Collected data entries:
↓

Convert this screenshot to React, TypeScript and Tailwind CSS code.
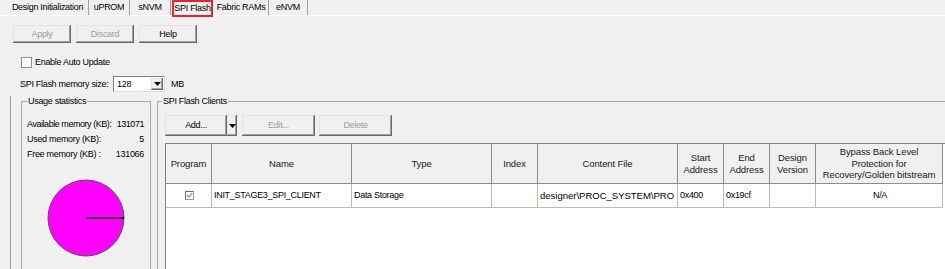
import React from 'react';

const raised =
  'bg-[#f0f0f0] shadow-[inset_-1px_-1px_0_#696969,inset_1px_1px_0_#e3e3e3,inset_-2px_-2px_0_#a0a0a0]';

const Btn: React.FC<{ className: string; disabled?: boolean; children?: React.ReactNode }> = ({ className, disabled, children }) => (
  <div className={`flex items-center justify-center shrink-0 ${raised} ${disabled ? 'text-[#9d9d9d]' : 'text-black'} ${className}`}>
    {children}
  </div>
);

const Arrow = () => (
  <svg width="7" height="4" viewBox="0 0 7 4">
    <path d="M0 0h7L3.5 4z" fill="#000" />
  </svg>
);

const cols = [46, 140, 140, 46, 140, 46, 46, 46, 127];

const headers: React.ReactNode[] = [
  'Program',
  'Name',
  'Type',
  'Index',
  'Content File',
  <>Start<br />Address</>,
  <>End<br />Address</>,
  <>Design<br />Version</>,
  <>Bypass Back Level<br />Protection for<br />Recovery/Golden bitstream</>,
];

export default function App() {
  return (
    <div className="w-[945px] h-[269px] overflow-hidden bg-[#f0f0f0] text-black font-['Liberation_Sans',Arial,sans-serif] text-[9px] leading-[11px] tracking-[-0.3px]">
      {/* tab strip */}
      <div className="flex h-[16px] border-b border-white">
        <div className="w-[89px] border-r border-[#a0a0a0] flex items-center justify-center pl-[7px]">Design Initialization</div>
        <div className="w-[41px] border-r border-[#a0a0a0] flex items-center justify-center">uPROM</div>
        <div className="w-[41px] border-r border-[#a0a0a0] flex items-center justify-center">sNVM</div>
        <div className="w-[43px] h-[17px] self-start px-[1px] flex">
          <div className="flex-1 border-2 border-[#e3262b] flex items-center justify-center">SPI Flash</div>
        </div>
        <div className="w-[55px] border-r border-[#a0a0a0] flex items-center justify-center">Fabric RAMs</div>
        <div className="w-[39px] border-r border-[#a0a0a0] flex items-center justify-center">eNVM</div>
      </div>

      {/* toolbar */}
      <div className="flex gap-[5px] ml-[13px] mt-[9px]">
        <Btn className="w-[58px] h-[18px]" disabled>Apply</Btn>
        <Btn className="w-[58px] h-[18px]" disabled>Discard</Btn>
        <Btn className="w-[58px] h-[18px]">Help</Btn>
      </div>

      <div className="flex items-center h-[12px] mt-[13px] ml-[21px]">
        <div className="w-[11px] h-[11px] border border-[#8e8e8e] bg-white" />
        <span className="ml-[3px]">Enable Auto Update</span>
      </div>

      <div className="flex items-center h-[16px] mt-[8px] ml-[20px]">
        <span className="w-[93px] shrink-0 whitespace-nowrap">SPI Flash memory size:</span>
        <div className="w-[52px] h-[16px] bg-white border border-[#828282] border-r-[#dcdcdc] border-b-[#dcdcdc] flex items-center">
          <span className="flex-1 pl-[3px]">128</span>
          <div className={`w-[12px] h-[12px] mr-[1px] flex items-center justify-center ${raised}`}>
            <Arrow />
          </div>
        </div>
        <span className="ml-[6px]">MB</span>
      </div>

      {/* lower area */}
      <div className="flex mt-[4px] ml-[10px] h-[200px] border-l border-[#a0a0a0] pl-[10px] gap-[6px]">
        <fieldset className="shrink-0 w-[130px] h-[200px] border border-[#a9a9a9] pl-[5px] pr-[6px]">
          <legend className="ml-0 px-[1px]">Usage statistics</legend>
          <div className="mt-[10px] leading-[15px] whitespace-nowrap">
            <div className="flex justify-between tracking-[-0.45px]"><span>Available memory (KB):</span><span>131071</span></div>
            <div className="flex justify-between"><span>Used memory (KB):</span><span>5</span></div>
            <div className="flex justify-between"><span>Free memory (KB) :</span><span>131066</span></div>
          </div>
          <svg className="block mx-auto mt-[17px]" width="78" height="78" viewBox="0 0 78 78">
            <circle cx="39" cy="39" r="38" fill="#ff00ff" stroke="#555" strokeWidth="1" />
            <line x1="39" y1="39" x2="77" y2="39" stroke="#000" strokeWidth="1.3" />
          </svg>
        </fieldset>

        <fieldset className="shrink-0 w-[800px] h-[200px] border border-[#a9a9a9] pl-[7px]">
          <legend className="-ml-[3px] px-[1px]">SPI Flash Clients</legend>
          <div className="flex mt-[8px]">
            <Btn className="w-[62px] h-[21px]">Add...</Btn>
            <Btn className="w-[10px] h-[21px]"><Arrow /></Btn>
            <Btn className="w-[73px] h-[21px] ml-[5px]" disabled>Edit...</Btn>
            <Btn className="w-[73px] h-[21px] ml-[4px]" disabled>Delete</Btn>
          </div>

          <div className="mt-[7px] w-[790px] h-[140px] bg-white border-l border-t border-[#828282]">
            <table className="table-fixed border-separate border-spacing-0 w-[777px]">
              <colgroup>
                {cols.map((w, i) => (
                  <col key={i} style={{ width: w }} />
                ))}
              </colgroup>
              <thead>
                <tr>
                  {headers.map((h, i) => (
                    <th
                      key={i}
                      className="h-[40px] p-0 bg-[#f0f0f0] border-r border-b border-[#8c8c8c] font-normal text-center align-middle text-[9.5px] leading-[11.5px] tracking-[-0.1px] text-[#1a1a1a]"
                    >
                      {h}
                    </th>
                  ))}
                </tr>
              </thead>
              <tbody>
                <tr className="[&>td]:h-[24px] [&>td]:p-0 [&>td]:pl-[2px] [&>td]:border-r [&>td]:border-b [&>td]:border-[#bcbcbc] [&>td]:whitespace-nowrap [&>td]:overflow-hidden [&>td]:align-middle">
                  <td className="text-center">
                    <svg className="inline-block align-middle" width="9" height="9" viewBox="0 0 9 9">
                      <rect x="0.5" y="0.5" width="8" height="8" fill="#fff" stroke="#9a9a9a" />
                      <path d="M0.5 8.5V0.5H8.5" fill="none" stroke="#6e6e6e" />
                      <path d="M2 4.2l1.8 2 3.4-4" fill="none" stroke="#8a8a8a" strokeWidth="1.2" />
                    </svg>
                  </td>
                  <td>INIT_STAGE3_SPI_CLIENT</td>
                  <td>Data Storage</td>
                  <td></td>
                  <td className="text-[9.5px] tracking-normal">{'designer\\PROC_SYSTEM\\PRO'}</td>
                  <td>0x400</td>
                  <td>0x19cf</td>
                  <td></td>
                  <td className="text-center">N/A</td>
                </tr>
              </tbody>
            </table>
          </div>
        </fieldset>
      </div>
    </div>
  );
}
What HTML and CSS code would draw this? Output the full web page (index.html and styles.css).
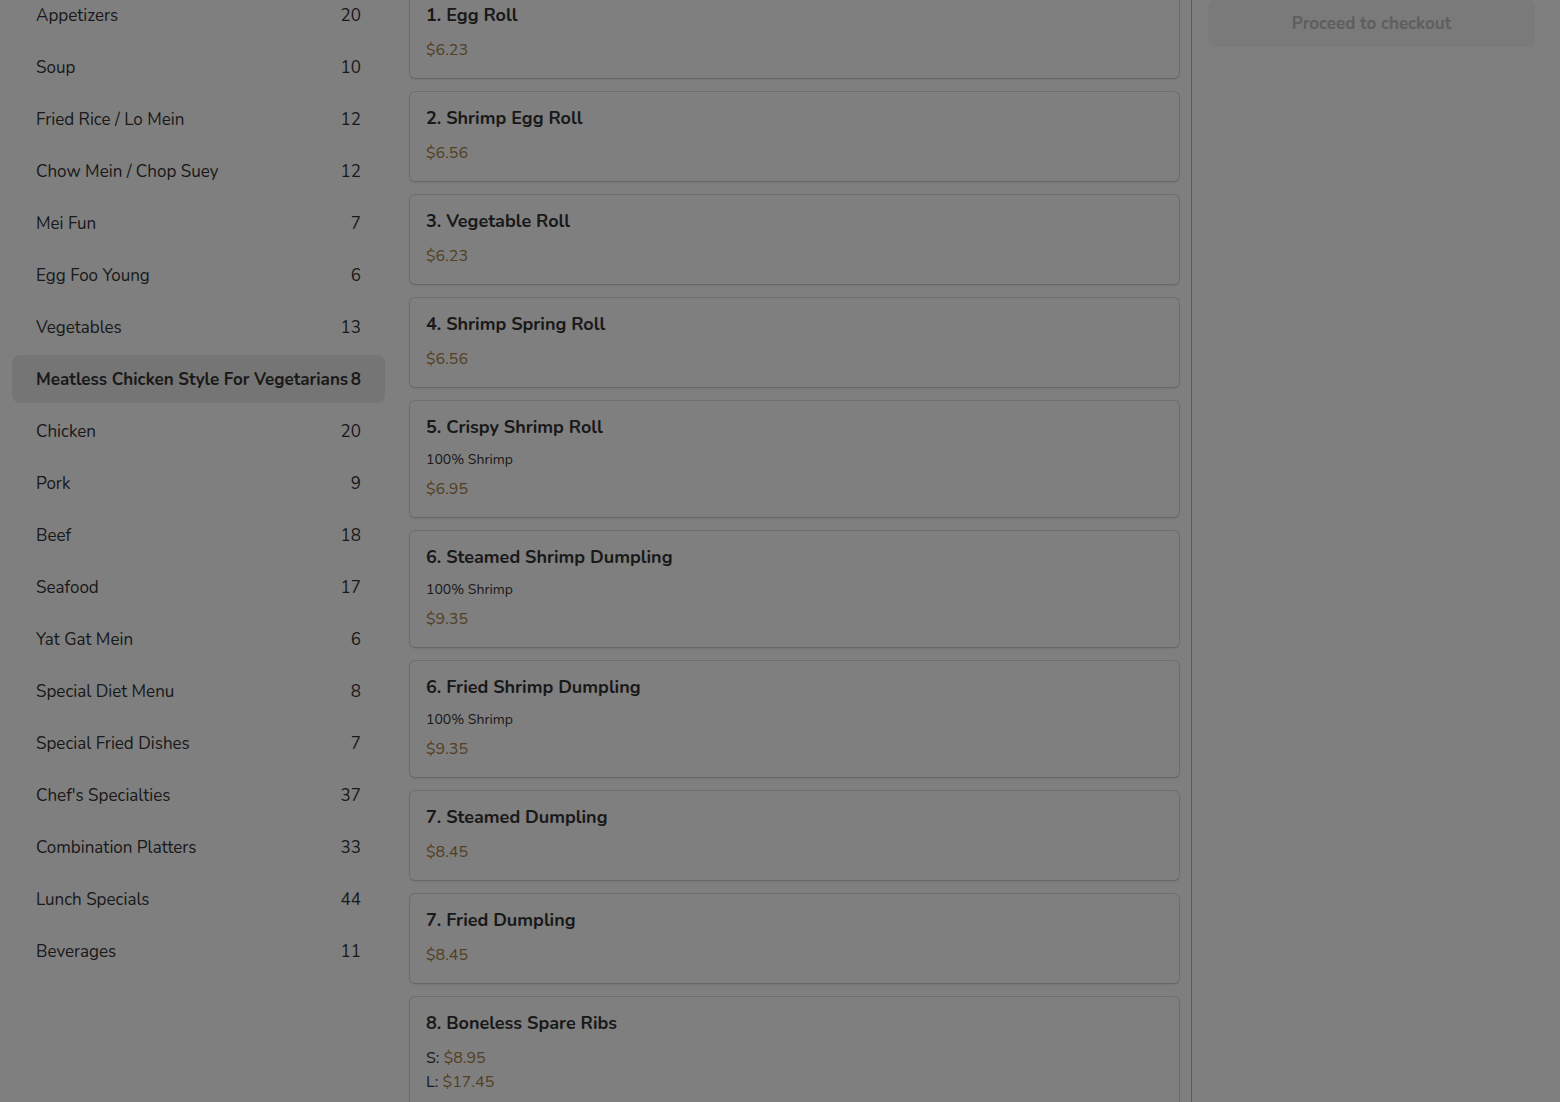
FILE: index.html
```html
<!DOCTYPE html>
<html lang="en">
<head>
<meta charset="utf-8">
<title>Menu</title>
<link rel="stylesheet" href="styles.css">
</head>
<body>
<div class="page">
  <nav class="sidebar">
    <ul class="cat-list">
      <li class="cat"><span>Appetizers</span><span>20</span></li>
      <li class="cat"><span>Soup</span><span>10</span></li>
      <li class="cat"><span>Fried Rice / Lo Mein</span><span>12</span></li>
      <li class="cat"><span>Chow Mein / Chop Suey</span><span>12</span></li>
      <li class="cat"><span>Mei Fun</span><span>7</span></li>
      <li class="cat"><span>Egg Foo Young</span><span>6</span></li>
      <li class="cat"><span>Vegetables</span><span>13</span></li>
      <li class="cat active"><span>Meatless Chicken Style For Vegetarians</span><span>8</span></li>
      <li class="cat"><span>Chicken</span><span>20</span></li>
      <li class="cat"><span>Pork</span><span>9</span></li>
      <li class="cat"><span>Beef</span><span>18</span></li>
      <li class="cat"><span>Seafood</span><span>17</span></li>
      <li class="cat"><span>Yat Gat Mein</span><span>6</span></li>
      <li class="cat"><span>Special Diet Menu</span><span>8</span></li>
      <li class="cat"><span>Special Fried Dishes</span><span>7</span></li>
      <li class="cat"><span>Chef's Specialties</span><span>37</span></li>
      <li class="cat"><span>Combination Platters</span><span>33</span></li>
      <li class="cat"><span>Lunch Specials</span><span>44</span></li>
      <li class="cat"><span>Beverages</span><span>11</span></li>
    </ul>
  </nav>

  <main class="items">
    <div class="card"><div class="title">1. Egg Roll</div><div class="price">$6.23</div></div>
    <div class="card"><div class="title">2. Shrimp Egg Roll</div><div class="price">$6.56</div></div>
    <div class="card"><div class="title">3. Vegetable Roll</div><div class="price">$6.23</div></div>
    <div class="card"><div class="title">4. Shrimp Spring Roll</div><div class="price">$6.56</div></div>
    <div class="card"><div class="title">5. Crispy Shrimp Roll</div><div class="desc">100% Shrimp</div><div class="price">$6.95</div></div>
    <div class="card"><div class="title">6. Steamed Shrimp Dumpling</div><div class="desc">100% Shrimp</div><div class="price">$9.35</div></div>
    <div class="card"><div class="title">6. Fried Shrimp Dumpling</div><div class="desc">100% Shrimp</div><div class="price">$9.35</div></div>
    <div class="card"><div class="title">7. Steamed Dumpling</div><div class="price">$8.45</div></div>
    <div class="card"><div class="title">7. Fried Dumpling</div><div class="price">$8.45</div></div>
    <div class="card"><div class="title">8. Boneless Spare Ribs</div>
      <div class="price"><span class="size">S:</span> $8.95</div>
      <div class="price"><span class="size">L:</span> $17.45</div>
    </div>
  </main>

  <aside class="cart">
    <button class="checkout" type="button">Proceed to checkout</button>
  </aside>
</div>
<div class="backdrop"></div>
</body>
</html>
```

FILE: styles.css
```css
* { box-sizing: border-box; }

html, body {
  margin: 0;
  padding: 0;
  height: 100%;
  overflow: hidden;
  background: #ffffff;
  font-family: "Nunito", "Lato", "Open Sans", sans-serif;
  color: #333333;
}

.page {
  display: grid;
  grid-template-columns: 373px 806px 369px;
  padding-left: 12px;
  margin-top: -12px;
}

.sidebar {
  padding-top: 3px;
}

.cat-list {
  list-style: none;
  margin: 0;
  padding: 0;
  display: flex;
  flex-direction: column;
  gap: 4px;
}

.cat {
  height: 48px;
  display: flex;
  align-items: center;
  justify-content: space-between;
  gap: 2px;
  padding: 0 24px;
  border-radius: 8px;
  font-size: 17px;
  white-space: nowrap;
  color: #333333;
}

.cat.active {
  background: #ebebeb;
  font-weight: 700;
}

.items {
  width: 771px;
  margin-left: 24px;
  margin-right: 11px;
  display: flex;
  flex-direction: column;
  gap: 12px;
}

.card {
  border: 1px solid #dadada;
  border-bottom-color: #cfcfcf;
  border-radius: 6px;
  padding: 14px 16px 16px;
  box-shadow: 0 1px 2px rgba(0,0,0,0.08);
}

.title {
  font-size: 18px;
  font-weight: 700;
  line-height: 24px;
  margin-bottom: 11px;
}

.desc {
  font-size: 14px;
  line-height: 20px;
  margin-bottom: 7px;
}

.price {
  font-size: 16px;
  line-height: 24px;
  color: #a58048;
}

.price .size {
  color: #333333;
}

.cart {
  border-left: 1px solid #b6b6b6;
  min-height: 1200px;
  padding: 11px 25px 0 16px;
}

.checkout {
  width: 100%;
  height: 48px;
  border: none;
  border-radius: 8px;
  background: #f5f5f5;
  color: #bcbcbc;
  font-family: inherit;
  font-size: 17px;
  font-weight: 700;
}

.backdrop {
  position: fixed;
  inset: 0;
  background: rgba(0, 0, 0, 0.5);
}
```
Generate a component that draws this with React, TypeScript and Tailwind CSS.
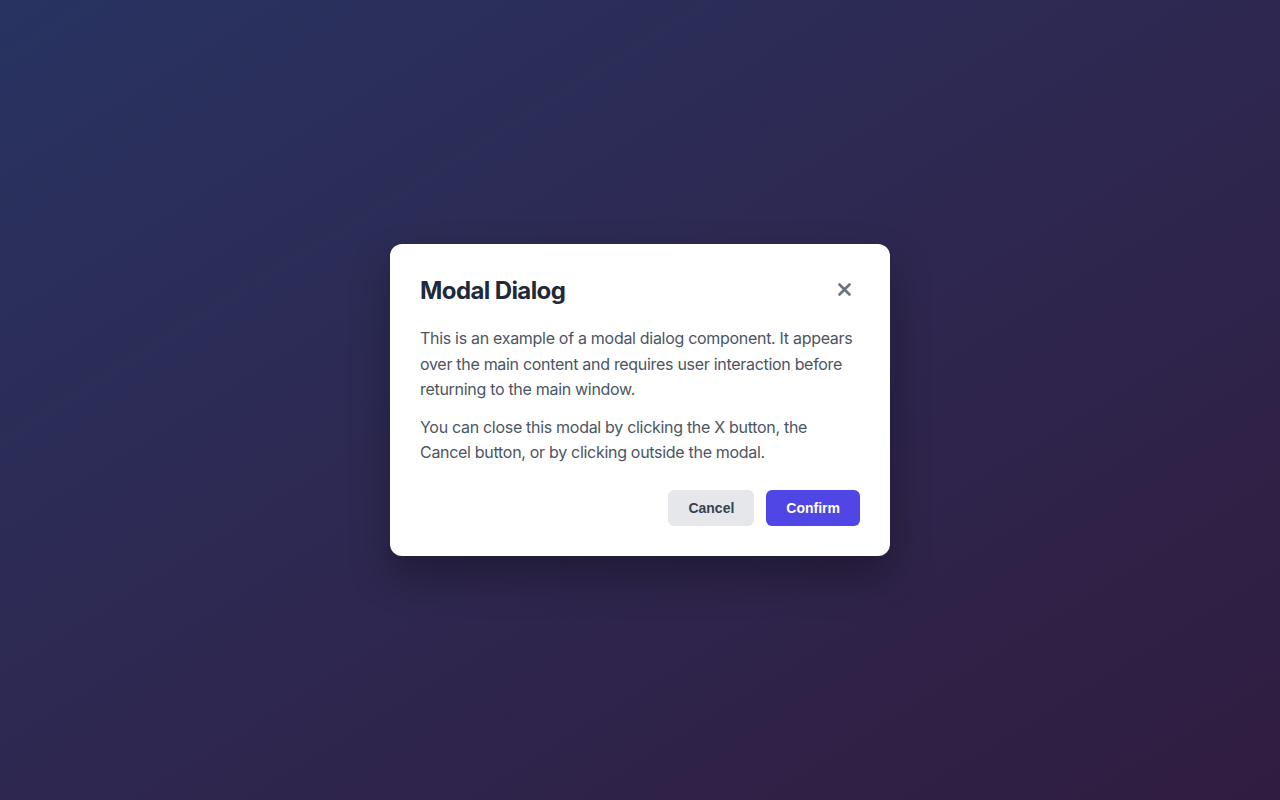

↑

## TASK INSTRUCTIONS
Include the first line of the records, the line containing "46, 46, 127];", and every line between them, repeated exactly. Skip the pictures.

## WRITTEN RESPONSE
Convert this screenshot to React, TypeScript and Tailwind CSS code.
import React from 'react';

const raised =
  'bg-[#f0f0f0] shadow-[inset_-1px_-1px_0_#696969,inset_1px_1px_0_#e3e3e3,inset_-2px_-2px_0_#a0a0a0]';

const Btn: React.FC<{ className: string; disabled?: boolean; children?: React.ReactNode }> = ({ className, disabled, children }) => (
  <div className={`flex items-center justify-center shrink-0 ${raised} ${disabled ? 'text-[#9d9d9d]' : 'text-black'} ${className}`}>
    {children}
  </div>
);

const Arrow = () => (
  <svg width="7" height="4" viewBox="0 0 7 4">
    <path d="M0 0h7L3.5 4z" fill="#000" />
  </svg>
);

const cols = [46, 140, 140, 46, 140, 46, 46, 46, 127];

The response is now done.